Giant Electron-Electron Scattering in the Fermi-Liquid State of ${\mathrm{N}\mathrm{a}}_{0.7}\mathrm{C}\mathrm{o}{\mathrm{O}}_2$

The in-plane resistivity $\rho$ and thermal conductivity $\kappa$ of single crystal ${\mathrm{N}\mathrm{a}}_{0.7}{\mathrm{C}\mathrm{o}\mathrm{O}}_2$ were measured down to 40 mK. Verification of the Wiedemann-Franz law, $\kappa /T=L_0/\rho$ as $T\to 0$, and observation of a $T^2$ dependence of $\rho$ at low temperature establish the existence of a well-defined Fermi-liquid state. The measured value of coefficient $A$ reveals enormous electron-electron scattering, characterized by the largest Kadowaki-Woods ratio $A/{\gamma }^2$ encountered in any material. The rapid suppression of $A$ with magnetic field suggests a possible proximity to a magnetic quantum critical point. We also speculate on the possible role of magnetic frustration and proximity to a Mott insulator.

Figure 1

Temperature dependence of the in-plane thermal conductivity, plotted as $\kappa \left(T\right)/T$, and the in-plane electrical conductivity, plotted as $L_0/\rho \left(T\right)$, for sample A at two values of a magnetic field applied parallel to the current: (a) $H=0$, and (b) 10.5 T. $L_0=({\pi }^2/3)(k_B/e{)}^2$. The quantitative convergence of the two conductivities shows that the Wiedemann-Franz law is satisfied. Note that the roughly linear increase in $\kappa \left(T\right)/T$ is due to phonon conduction.

Figure 2

Temperature dependence of the electrical resistivity at low temperature, plotted as $\rho \left(T\right)-{\rho }_{\mathrm{o}\mathrm{f}\mathrm{f}\mathrm{s}\mathrm{e}\mathrm{t}}$ vs $T^2$, for sample A at several magnetic fields: $H=0$, 5.3, 10.5, and 16 T. ${\rho }_{\mathrm{o}\mathrm{f}\mathrm{f}\mathrm{s}\mathrm{e}\mathrm{t}}$ is a constant arbitrary offset chosen for clarity of display. The solid lines are linear fits to the data in a range below a temperature $T_0$ indicated by arrows.
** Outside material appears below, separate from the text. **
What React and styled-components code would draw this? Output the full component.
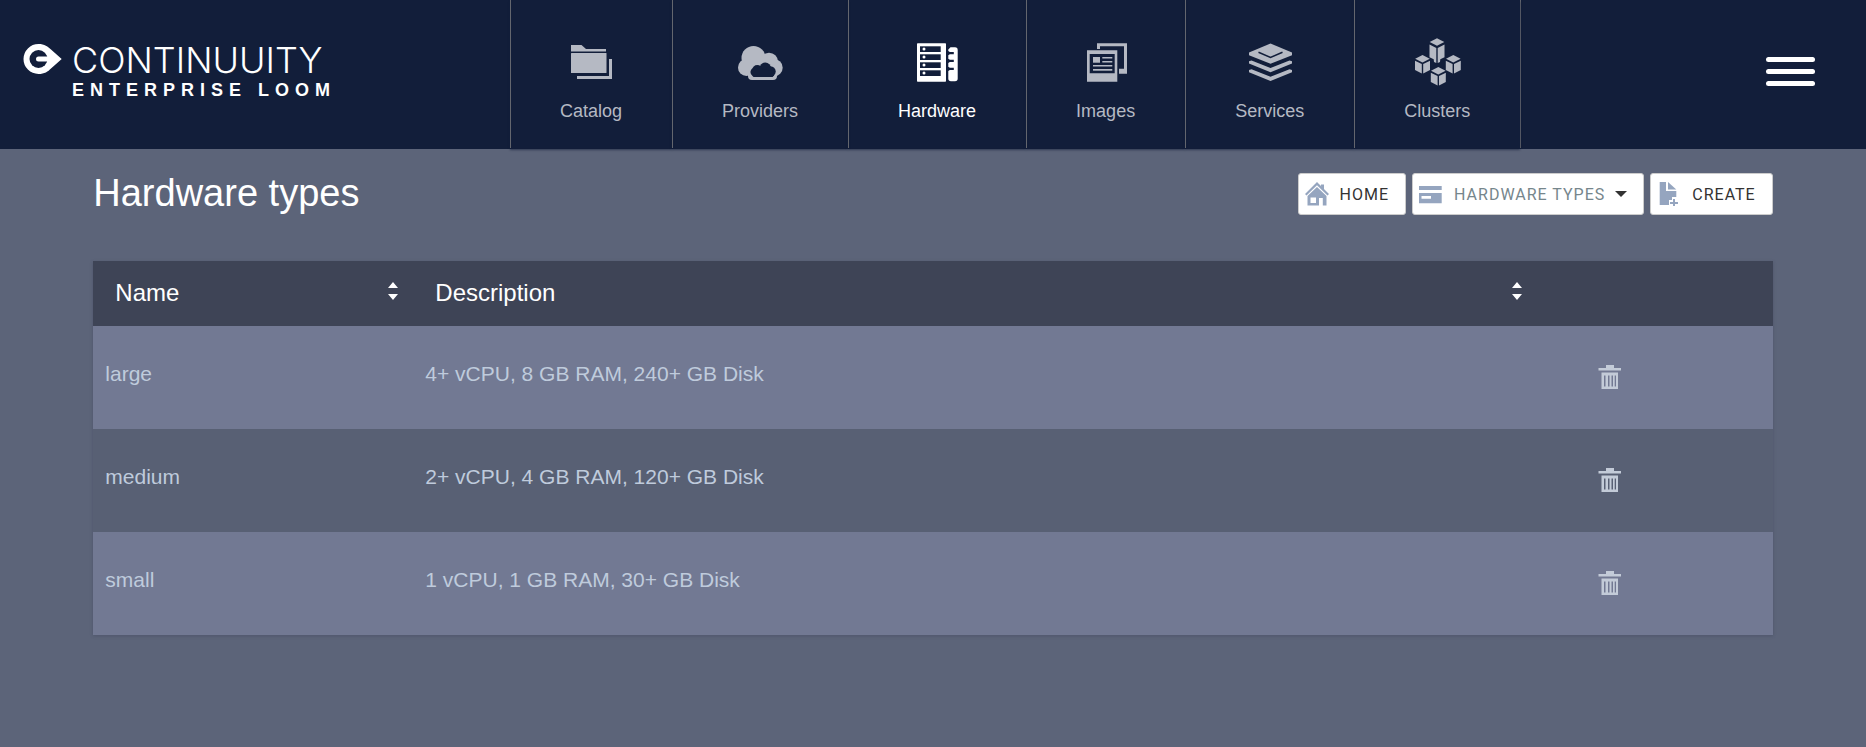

The slope of these lines is the inelastic electron-electron scattering coefficient $A$, plotted vs field in Fig. 3. Inset: The zero-field data at the lowest temperatures. Measurements on a second sample (B) show the $T^2$ behavior down to 50 mK.

Figure 3

Field dependence of the $T^2$ coefficient $A$ (in $\Delta \rho =A{T}^2$), and the upper limit of the $T^2$ range, $T_0$ (arrows in Fig. 2), for sample A. Lines are guides for the eye.

Figure 4

Kadowaki-Woods plot of coefficient $A$ (in $\Delta \rho =A{T}^2$) vs $\gamma$, the residual linear term in the specific heat ($\gamma =C/T$ as $T\to 0$), for a number of metals. The three lines are lines of constant Kadowaki-Woods ratio $r_{\mathrm{K}\mathrm{W}}=A/{\gamma }^2$, for values of 0.5, 5, and $50a_0$, as indicated. The first line at $0.5a_0$ is characteristic of heavy-fermion materials and also accounts for the quasi-2D Fermi-liquid ${\mathrm{S}\mathrm{r}}_2{\mathrm{R}\mathrm{u}\mathrm{O}}_4$; the second line at $5a_0$ corresponds to the highest values observed until now (typically in systems with magnetic frustration or close to a Mott insulator); the third line at $50a_0$ shows the order-of-magnitude larger value found in ${\mathrm{N}\mathrm{a}}_{0.7}{\mathrm{C}\mathrm{o}\mathrm{O}}_2$. (The data used in this plot are referenced in the text.) The data for ${\mathrm{Y}\mathrm{b}\mathrm{R}\mathrm{h}}_2{\mathrm{S}\mathrm{i}}_2$ are for a sample doped with 5% Ge, for which the QCP is pushed to very low fields (see text).